Small wonder that when Qatar’s sports minister walks into a room, some see a walking cash machine.
Speaking to The Associated Press in a rare and exclusive interview, Salah bin Ghanem bin Nasser al-Ali recalled that as a student in the United States, people used to ask him: “Where is Qatar?”
Now they ask: How about investing in our sport, our team?
“Most of the meetings with officials are like this,” he said. “We in Qatar, we look for good opportunities. I meet a lot of them and they do presentations from buying clubs, to new clubs, to all kinds of sports, and introducing new sports in Qatar. And a lot of opportunities. We are open. We listen.”
Qatar’s grab on sport isn’t only for prestige, recognition, vanity and to drill new wells of revenue for when oil and gas run dry. It also sees sport as a way of motivating Qataris who, thanks to the riches underground, are the world’s second-wealthiest people per capita but, in obesity and diabetes, have the health problems of comfortable living.
“You want to create a challenge for them,” al-Ali said. “Some countries they create, really, political challenges — you know? — to make a focus for the people (or they) create another enemy.”
At the turn of the 20th century, this former British protectorate smaller than Puerto Rico first tasted prosperity when it became the hub of the pearl industry. Then Japan farmed pearls, took over the global market and the bottom fell out for Qatar.
Today, that collapse is still cited as an example of why Qatar must think long-term, prepare for a post-hydrocarbon future and build an economy based instead on a well-educated population and revenues from its growing portfolio of global investments — Barclays Bank, London’s iconic Harrods department store, its stock exchange, and 2012 Olympic Village, to name just some.

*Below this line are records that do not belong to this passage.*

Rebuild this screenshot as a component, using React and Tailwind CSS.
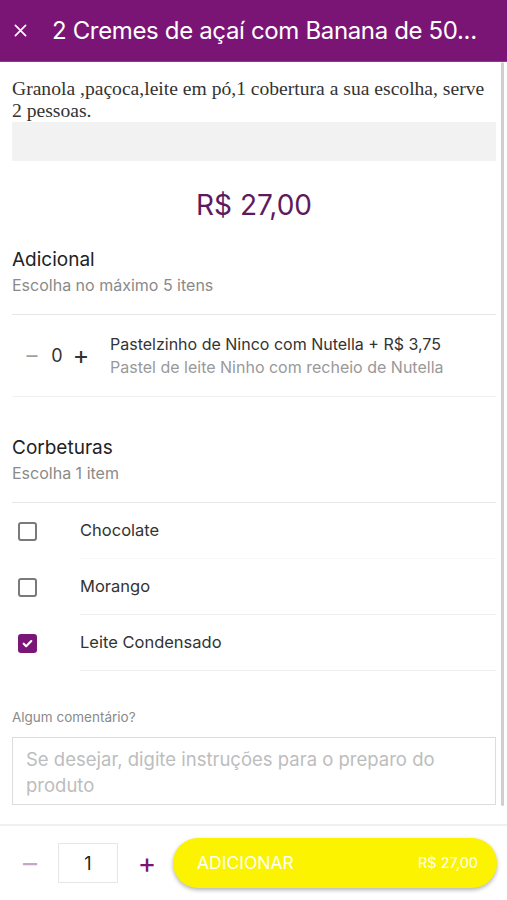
import React from "react";

const font = { fontFamily: "Inter, 'Noto Sans', sans-serif" };

function Checkbox({ checked }) {
  if (checked) {
    return (
      <div className="w-[19px] h-[19px] rounded-[3px] bg-[#7a1677] flex items-center justify-center">
        <svg width="13" height="13" viewBox="0 0 24 24" fill="none" stroke="white" strokeWidth="4" strokeLinecap="round" strokeLinejoin="round">
          <path d="M5 12.5l4.5 4.5L19 7.5" />
        </svg>
      </div>
    );
  }
  return <div className="w-[19px] h-[19px] rounded-[3px] border-2 border-[#7a7a7a] bg-white" />;
}

function OptionRow({ label, checked, line }) {
  return (
    <div className="flex items-stretch h-[56px]">
      <div className="w-[68px] flex items-center pl-[6px]">
        <Checkbox checked={checked} />
      </div>
      <div className={`flex-1 flex items-center text-[16.5px] text-[#333] ${line}`}>{label}</div>
    </div>
  );
}

export default function App() {
  return (
    <div className="w-[507px] h-[900px] bg-white flex flex-col overflow-hidden" style={font}>
      <header className="h-[62px] bg-[#7a1576] flex items-center border-b border-[#8e3a8b] shrink-0">
        <span className="w-[52px] pl-[14px] flex items-center">
          <svg width="13" height="13" viewBox="0 0 14 14" stroke="white" strokeWidth="1.8" strokeLinecap="round">
            <path d="M1.5 1.5l11 11M12.5 1.5l-11 11" />
          </svg>
        </span>
        <span className="text-white text-[24px] tracking-[-0.35px] whitespace-nowrap">2 Cremes de açaí com Banana de 50...</span>
      </header>

      <div className="flex flex-1 min-h-0">
        <main className="flex-1 pl-3 flex flex-col">
          <p className="mt-[16px] text-[19.6px] leading-[22px] text-[#333]" style={{ fontFamily: "'Liberation Serif', 'Times New Roman', serif" }}>
            Granola ,paçoca,leite em pó,1 cobertura a sua escolha, serve 2 pessoas.
          </p>
          <div className="mt-0 h-[39px] bg-[#f2f2f2]" />
          <div className="mt-[27px] text-center text-[28px] leading-[34px] text-[#5e1a5e]">R$ 27,00</div>

          <div className="mt-[26px] text-[19px] leading-[24px] text-[#222]">Adicional</div>
          <div className="mt-[3px] text-[16px] leading-[20px] text-[#8a8a8a]">Escolha no máximo 5 itens</div>
          <div className="mt-[19px] h-[1px] bg-[#e6e6e6]" />

          <div className="flex items-center h-[81px]">
            <div className="flex items-center w-[98px] pl-[8px]">
              <span className="text-[22px] text-[#a0a0a0] w-[24px] text-center">–</span>
              <span className="text-[18px] text-[#333] w-[26px] text-center">0</span>
              <span className="text-[25px] text-[#333] w-[22px] text-center leading-none">+</span>
            </div>
            <div className="flex flex-col">
              <span className="text-[16px] leading-[23px] text-[#333]">Pastelzinho de Ninco com Nutella + R$ 3,75</span>
              <span className="text-[16px] leading-[23px] text-[#999]">Pastel de leite Ninho com recheio de Nutella</span>
            </div>
          </div>
          <div className="h-[1px] bg-[#f0f0f0]" />

          <div className="mt-[39px] text-[19px] leading-[24px] text-[#222]">Corbeturas</div>
          <div className="mt-[3px] text-[16px] leading-[20px] text-[#8a8a8a]">Escolha 1 item</div>
          <div className="mt-[19px] h-[1px] bg-[#e6e6e6]" />

          <OptionRow label="Chocolate" line="border-b border-[#f7f7f7]" />
          <OptionRow label="Morango" line="border-b border-[#eeeeee]" />
          <OptionRow label="Leite Condensado" checked line="border-b border-[#eeeeee]" />

          <div className="mt-[38px] text-[13.5px] leading-[16px] text-[#8a8a8a]">Algum comentário?</div>
          <div className="mt-[12px] h-[68px] border border-[#dcdcdc] px-[13px] pt-[8px] text-[18.5px] leading-[26px] text-[#bdbdbd]">
            Se desejar, digite instruções para o preparo do produto
          </div>
        </main>
        <div className="w-[11px] flex">
          <div className="ml-[5px] w-[3px] h-[744px] bg-[#cfcfcf] rounded-full" />
        </div>
      </div>

      <footer className="h-[76px] shrink-0 border-t-2 border-[#f0f0f0] flex items-center pl-[17px] pr-[10px]">
        <span className="w-[26px] text-center text-[28px] text-[#c9a3c8] leading-none">–</span>
        <div className="ml-[15px] w-[60px] h-[40px] border border-[#e6e6e6] flex items-center justify-center text-[18px] text-[#222]">1</div>
        <span className="ml-[17px] w-[24px] text-center text-[28px] text-[#7a1576] leading-none">+</span>
        <button className="ml-[14px] flex-1 h-[50px] rounded-full bg-[#fbf300] shadow-[0_2px_4px_rgba(0,0,0,0.3)] flex items-center justify-between pl-[24px] pr-[19px] text-white">
          <span className="text-[17.5px]">ADICIONAR</span>
          <span className="text-[14.5px]">R$ 27,00</span>
        </button>
      </footer>
    </div>
  );
}
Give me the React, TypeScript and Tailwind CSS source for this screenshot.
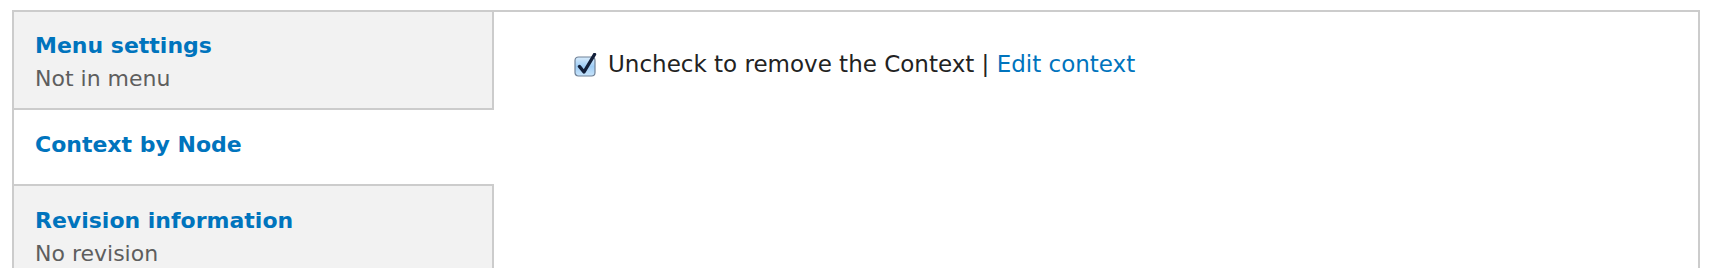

“You always think, ‘OK, what can I do to survive in difficult circumstances?’ I think one of them is to have a good relationship with big countries,” al-Ali said. “You need to be known, you need to be heard.”
So sports fans find themselves tuning into beIN Sports — an offshoot of Qatar’s Al Jazeera network — that is gobbling up broadcasting rights not only in the Middle East but also the Americas, Australasia and France. That operation is one the most visible vehicles of Qatar, whose acquisition-hungry sovereign wealth funds are estimated to be worth more than $100 billion.
At Paris Saint-Germain, fans now celebrate again after Qatar’s 2011 takeover and star recruits — David Beckham finished his career there — ended the club’s 19-year title drought in Ligue 1.
When the Middle East’s first World Cup kicks off in 2022, Qatar will already have hosted world championships in track, swimming, handball, volleyball and possibly also basketball, since it is bidding to stage that sport’s World Cup in 2019 or 2023. In the process, Qatar will also have trained sports-management administrators and workers who could challenge Western firms in the big business of organizing and marketing sports.
“Any event that we deliver now in the Middle East is entirely delivered by organizations or by firms coming from either the West or North America and South America,” said Mushtaq al-Waeli, executive director of a Qatari institute, Josoor, that is training people from the Middle East and North Africa ahead of the World Cup.
“They take the experience and they go back and do it somewhere else,” he said in an AP interview. “So there is no legacy really left in our region.”
Still, Qatar hungers for more.
Failed bids for the 2016 and 2020 Olympics could serve as dry-runs for another try. And there are plenty more sports, teams and events for Qatar to buy into. The sports minister said he personally would like to own an English Premier League club one day.
“We have a special team for the investment,” he said. “They are good business people. They are learning. They are getting better and better… They are investigating all opportunities, I think in America, in England and everywhere.”
“I don’t think we are going to stop.”